Lars Eklundh

The accuracy of NOAA AVHRR NDVI maximum value composites can be poor due to interference from several sources, including cloud cover. The objectives of this paper are; 1. to accurately quantify noise in this imagery over Africa using geostatistics, and 2. to test four compositing techniques that may be able to reduce this noise. The nugget of the variogram model is used to compute standardized noise for five sites across Africa over 4 seasons. After removing trend and anisotropy in the NDVI sub-scenes, standardized noise estimates range from 18.5% in West Zambia to 68.2% in northern Congo.
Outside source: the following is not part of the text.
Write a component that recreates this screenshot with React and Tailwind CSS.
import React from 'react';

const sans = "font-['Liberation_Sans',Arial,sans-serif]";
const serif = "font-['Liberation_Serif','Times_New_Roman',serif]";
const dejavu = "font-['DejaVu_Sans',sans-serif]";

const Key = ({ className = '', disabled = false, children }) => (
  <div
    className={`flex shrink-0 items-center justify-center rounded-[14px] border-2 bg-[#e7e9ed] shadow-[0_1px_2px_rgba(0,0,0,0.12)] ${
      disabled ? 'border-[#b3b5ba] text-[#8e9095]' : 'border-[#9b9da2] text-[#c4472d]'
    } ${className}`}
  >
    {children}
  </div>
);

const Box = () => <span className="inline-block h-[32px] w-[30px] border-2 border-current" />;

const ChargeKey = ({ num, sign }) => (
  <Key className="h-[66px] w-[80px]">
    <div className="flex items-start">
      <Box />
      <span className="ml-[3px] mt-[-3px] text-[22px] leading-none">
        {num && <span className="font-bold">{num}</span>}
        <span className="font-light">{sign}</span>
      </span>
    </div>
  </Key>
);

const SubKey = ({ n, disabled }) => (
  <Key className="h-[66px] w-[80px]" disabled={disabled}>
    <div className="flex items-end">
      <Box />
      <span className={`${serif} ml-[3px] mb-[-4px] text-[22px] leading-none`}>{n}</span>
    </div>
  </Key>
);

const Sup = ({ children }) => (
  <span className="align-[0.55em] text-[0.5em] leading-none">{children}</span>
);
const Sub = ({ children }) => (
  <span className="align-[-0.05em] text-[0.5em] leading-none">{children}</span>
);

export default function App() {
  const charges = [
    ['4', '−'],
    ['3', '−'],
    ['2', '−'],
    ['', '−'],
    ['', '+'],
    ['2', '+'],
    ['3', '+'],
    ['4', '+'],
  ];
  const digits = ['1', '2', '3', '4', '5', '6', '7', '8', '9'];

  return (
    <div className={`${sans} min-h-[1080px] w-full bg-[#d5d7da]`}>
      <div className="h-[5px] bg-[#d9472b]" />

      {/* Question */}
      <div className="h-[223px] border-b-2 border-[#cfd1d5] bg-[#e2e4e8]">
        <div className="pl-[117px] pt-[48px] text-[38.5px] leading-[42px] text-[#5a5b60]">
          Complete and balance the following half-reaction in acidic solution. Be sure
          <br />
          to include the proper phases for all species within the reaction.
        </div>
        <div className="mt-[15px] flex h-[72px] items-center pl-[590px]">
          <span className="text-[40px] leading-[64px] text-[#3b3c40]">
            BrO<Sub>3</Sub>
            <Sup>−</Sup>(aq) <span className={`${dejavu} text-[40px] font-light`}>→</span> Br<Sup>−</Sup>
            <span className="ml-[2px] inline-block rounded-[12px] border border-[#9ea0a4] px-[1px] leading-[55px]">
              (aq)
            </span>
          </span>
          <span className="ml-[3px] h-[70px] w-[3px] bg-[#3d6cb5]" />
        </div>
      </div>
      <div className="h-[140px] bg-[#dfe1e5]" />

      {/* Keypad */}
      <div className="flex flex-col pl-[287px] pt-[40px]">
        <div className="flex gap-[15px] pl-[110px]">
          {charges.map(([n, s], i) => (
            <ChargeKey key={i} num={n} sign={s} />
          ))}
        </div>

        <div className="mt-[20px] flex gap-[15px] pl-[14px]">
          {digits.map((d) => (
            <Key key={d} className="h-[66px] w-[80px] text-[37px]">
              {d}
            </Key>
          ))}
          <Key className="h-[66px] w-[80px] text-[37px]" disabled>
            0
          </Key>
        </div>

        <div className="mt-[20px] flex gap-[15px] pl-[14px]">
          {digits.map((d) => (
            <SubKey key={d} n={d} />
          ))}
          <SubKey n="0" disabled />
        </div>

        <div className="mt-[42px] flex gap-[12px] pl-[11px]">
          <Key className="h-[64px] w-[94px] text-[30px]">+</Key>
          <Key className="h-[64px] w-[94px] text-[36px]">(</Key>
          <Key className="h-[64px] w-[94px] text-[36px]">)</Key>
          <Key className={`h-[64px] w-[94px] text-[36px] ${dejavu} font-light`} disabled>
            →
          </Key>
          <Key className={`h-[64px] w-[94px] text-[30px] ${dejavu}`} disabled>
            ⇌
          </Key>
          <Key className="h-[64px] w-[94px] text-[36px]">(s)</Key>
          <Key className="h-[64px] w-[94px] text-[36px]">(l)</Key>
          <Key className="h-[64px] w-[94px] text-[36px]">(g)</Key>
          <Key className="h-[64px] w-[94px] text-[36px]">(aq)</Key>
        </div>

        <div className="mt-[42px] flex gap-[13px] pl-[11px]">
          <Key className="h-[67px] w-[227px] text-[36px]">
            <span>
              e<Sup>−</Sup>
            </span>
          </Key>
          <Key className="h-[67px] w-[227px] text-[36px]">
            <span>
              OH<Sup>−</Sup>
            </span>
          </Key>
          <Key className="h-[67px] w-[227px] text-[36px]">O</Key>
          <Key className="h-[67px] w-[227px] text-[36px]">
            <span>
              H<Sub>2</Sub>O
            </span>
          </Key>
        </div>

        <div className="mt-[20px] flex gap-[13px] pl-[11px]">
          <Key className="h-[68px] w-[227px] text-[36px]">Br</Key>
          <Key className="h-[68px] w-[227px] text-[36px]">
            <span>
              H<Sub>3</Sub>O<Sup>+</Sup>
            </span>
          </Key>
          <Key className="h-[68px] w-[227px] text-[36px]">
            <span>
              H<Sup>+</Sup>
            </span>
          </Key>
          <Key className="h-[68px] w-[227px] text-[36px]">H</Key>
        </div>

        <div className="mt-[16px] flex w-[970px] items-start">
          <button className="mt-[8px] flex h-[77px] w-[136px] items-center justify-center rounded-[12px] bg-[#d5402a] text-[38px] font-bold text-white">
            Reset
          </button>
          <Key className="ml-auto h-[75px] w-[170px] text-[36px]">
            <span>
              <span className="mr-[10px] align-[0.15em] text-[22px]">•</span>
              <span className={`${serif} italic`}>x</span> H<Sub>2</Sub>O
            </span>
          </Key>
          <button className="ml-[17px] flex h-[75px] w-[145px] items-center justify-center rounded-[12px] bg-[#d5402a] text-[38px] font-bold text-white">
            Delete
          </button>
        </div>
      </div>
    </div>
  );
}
Four automated compositing methods are also tested over the West African Sahel for 13-day periods in order to improve image quality: the MVC, Maximum Value Temperature (MVT), a two-criteria algorithm that compares the two highest NDVI values for a period thereafter retaining the value with the smallest scan angle (MVCMISC), and a temperature-based algorithm similar to MVCMISC (MVTMISC). Results show that the MVT performs best for minimising cloud contamination, while the MVC is better for removing extreme scan angles. For the dual criteria algorithms, the MVTMISC performs best. The MVCMISC is better able to reduce scan angle bias for all land cover classes during the dry season, with the MVTMISC giving superior performance over the vegetative season. This work has implications for interpreting NDVI data in the context of famine early warning and developing biophysical descriptors of the African land surface at broad scales.